▶ _What needs to be done_: Check the listing below for lines that hold "React". How many are there? Please give only the number.

— start of Supplied data —

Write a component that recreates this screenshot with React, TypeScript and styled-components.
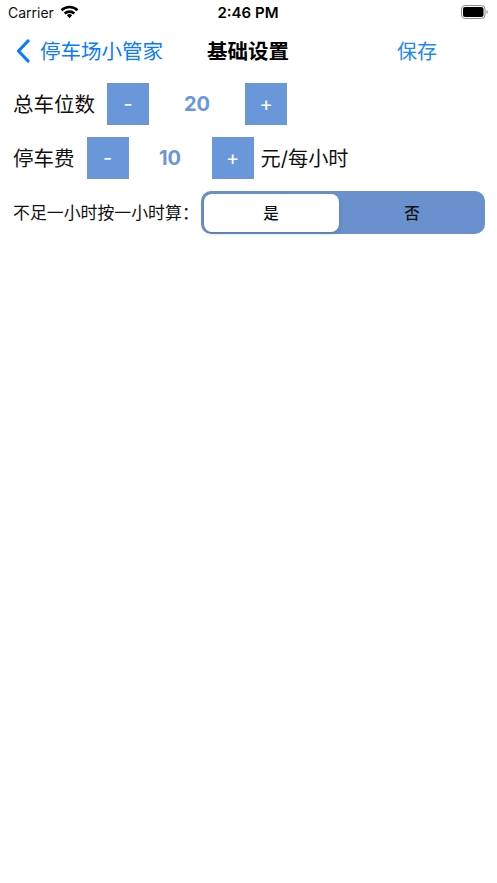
import React from "react";
import styled, {createGlobalStyle} from "styled-components";

const Global = createGlobalStyle`
  * { box-sizing: border-box; }
  html, body { margin: 0; padding: 0; background: #fff; }
  body {
    font-family: "Inter", "Liberation Sans", "Noto Sans CJK SC", sans-serif;
    color: #000;
  }
`;
const Page = styled.div`
  width: 497px;
  height: 883px;
  background: #fff;
  overflow: hidden;
`;
const StatusBar = styled.div`
  height: 27px;
  padding: 0 9px 3px 8px;
  display: grid;
  grid-template-columns: 1fr auto 1fr;
  align-items: center;
`;
const StatusLeft = styled.div`
  display: flex;
  align-items: center;
  gap: 6px;
  font-size: 14px;
  color: #111;
`;
const Time = styled.div`
  font-size: 15px;
  font-weight: 600;
`;
const StatusRight = styled.div`
  display: flex;
  justify-content: flex-end;
`;
const NavBar = styled.div`
  height: 48px;
  display: flex;
  align-items: center;
  padding-left: 16px;
`;
const BackText = styled.span`
  margin-left: 10px;
  padding-bottom: 2px;
  font-size: 20.5px;
  color: #0a7aff;
`;
const Title = styled.span`
  margin-left: 44px;
  padding-bottom: 2px;
  font-size: 20.5px;
  font-weight: 700;
`;
const Save = styled.span`
  margin-left: 108px;
  padding-bottom: 2px;
  font-size: 20px;
  color: #2188f5;
`;
const Content = styled.div`
  padding: 8px 12px 0 13px;
  display: flex;
  flex-direction: column;
  gap: 12px;
`;
const Row = styled.div`
  display: flex;
  align-items: center;
  height: 42px;
`;
const Label = styled.span`
  padding-bottom: 2px;
  font-size: 20.5px;
  color: #111;
  white-space: nowrap;
`;
const Unit = styled(Label)`
  margin-left: 7px;
  font-size: 20.2px;
`;
const StepButton = styled.div<{$first?: boolean}>`
  width: 42px;
  height: 42px;
  margin-left: ${p => p.$first ? "12px" : "0"};
  background: #6a97da;
  color: #fff;
  font-size: 20px;
  display: flex;
  align-items: center;
  justify-content: center;
`;
const Value = styled.div<{$width: number}>`
  width: ${p => p.$width}px;
  text-align: center;
  font-size: 20px;
  font-weight: 700;
  color: #6a97da;
`;
const SegmentRow = styled.div`
  display: flex;
  align-items: center;
  height: 43px;
`;
const SegmentLabel = styled.span`
  width: 188px;
  padding-bottom: 2px;
  font-size: 16.9px;
  color: #111;
  white-space: nowrap;
`;
const Segment = styled.div`
  width: 284px;
  height: 43px;
  padding: 2.5px;
  border-radius: 10px;
  background: #6a91cd;
  display: grid;
  grid-template-columns: 135px 1fr;
`;
const SegmentItem = styled.div<{$active?: boolean}>`
  padding: ${p => p.$active ? "0 0 2px 0" : "0 0 2px 3px"};
  border-radius: 8px;
  background: ${p => p.$active ? "#fff" : "transparent"};
  box-shadow: ${p => p.$active ? "0 2px 4px rgba(0,0,0,.15)" : "none"};
  display: flex;
  align-items: center;
  justify-content: center;
  font-size: 15.5px;
  font-weight: 500;
  color: #111;
`;

function App() {
    return (
        <Page>
            <Global />
            <StatusBar>
                <StatusLeft>
                    Carrier
                    <svg width="19" height="14" viewBox="0 0 19 14">
                        <path d="M1.5 5.2a11.5 11.5 0 0 1 16 0" fill="none" stroke="#000" strokeWidth="2.6" />
                        <path d="M4.7 8.5a7 7 0 0 1 9.6 0" fill="none" stroke="#000" strokeWidth="2.6" />
                        <path d="M6.8 10.3a4 4 0 0 1 5.4 0L9.5 13.2z" fill="#000" />
                    </svg>
                </StatusLeft>
                <Time>2:46 PM</Time>
                <StatusRight>
                    <svg width="27" height="14" viewBox="0 0 27 14">
                        <rect x="0.5" y="0.5" width="23.5" height="13" rx="3.5" fill="none" stroke="#8e8e8e" />
                        <rect x="2" y="2" width="20.5" height="10" rx="2" fill="#000" />
                        <path d="M25.5 5v4c.8-.3 1.3-1.1 1.3-2s-.5-1.700-1.3-2z" fill="#9a9a9a" />
                    </svg>
                </StatusRight>
            </StatusBar>
            <NavBar>
                <svg width="14" height="24" viewBox="0 0 14 24">
                    <path d="M12 2 2.5 12l9.5 10" fill="none" stroke="#0a7aff" strokeWidth="3.2" strokeLinecap="round" strokeLinejoin="round" />
                </svg>
                <BackText>停车场小管家</BackText>
                <Title>基础设置</Title>
                <Save>保存</Save>
            </NavBar>
            <Content>
                <Row>
                    <Label>总车位数</Label>
                    <StepButton $first>-</StepButton>
                    <Value $width={96}>20</Value>
                    <StepButton>+</StepButton>
                </Row>
                <Row>
                    <Label>停车费</Label>
                    <StepButton $first>-</StepButton>
                    <Value $width={83}>10</Value>
                    <StepButton>+</StepButton>
                    <Unit>元/每小时</Unit>
                </Row>
                <SegmentRow>
                    <SegmentLabel>不足一小时按一小时算：</SegmentLabel>
                    <Segment>
                        <SegmentItem $active>是</SegmentItem>
                        <SegmentItem>否</SegmentItem>
                    </Segment>
                </SegmentRow>
            </Content>
        </Page>
    );
}

export default App;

— end of Supplied data —

▶ _Task answer_: 2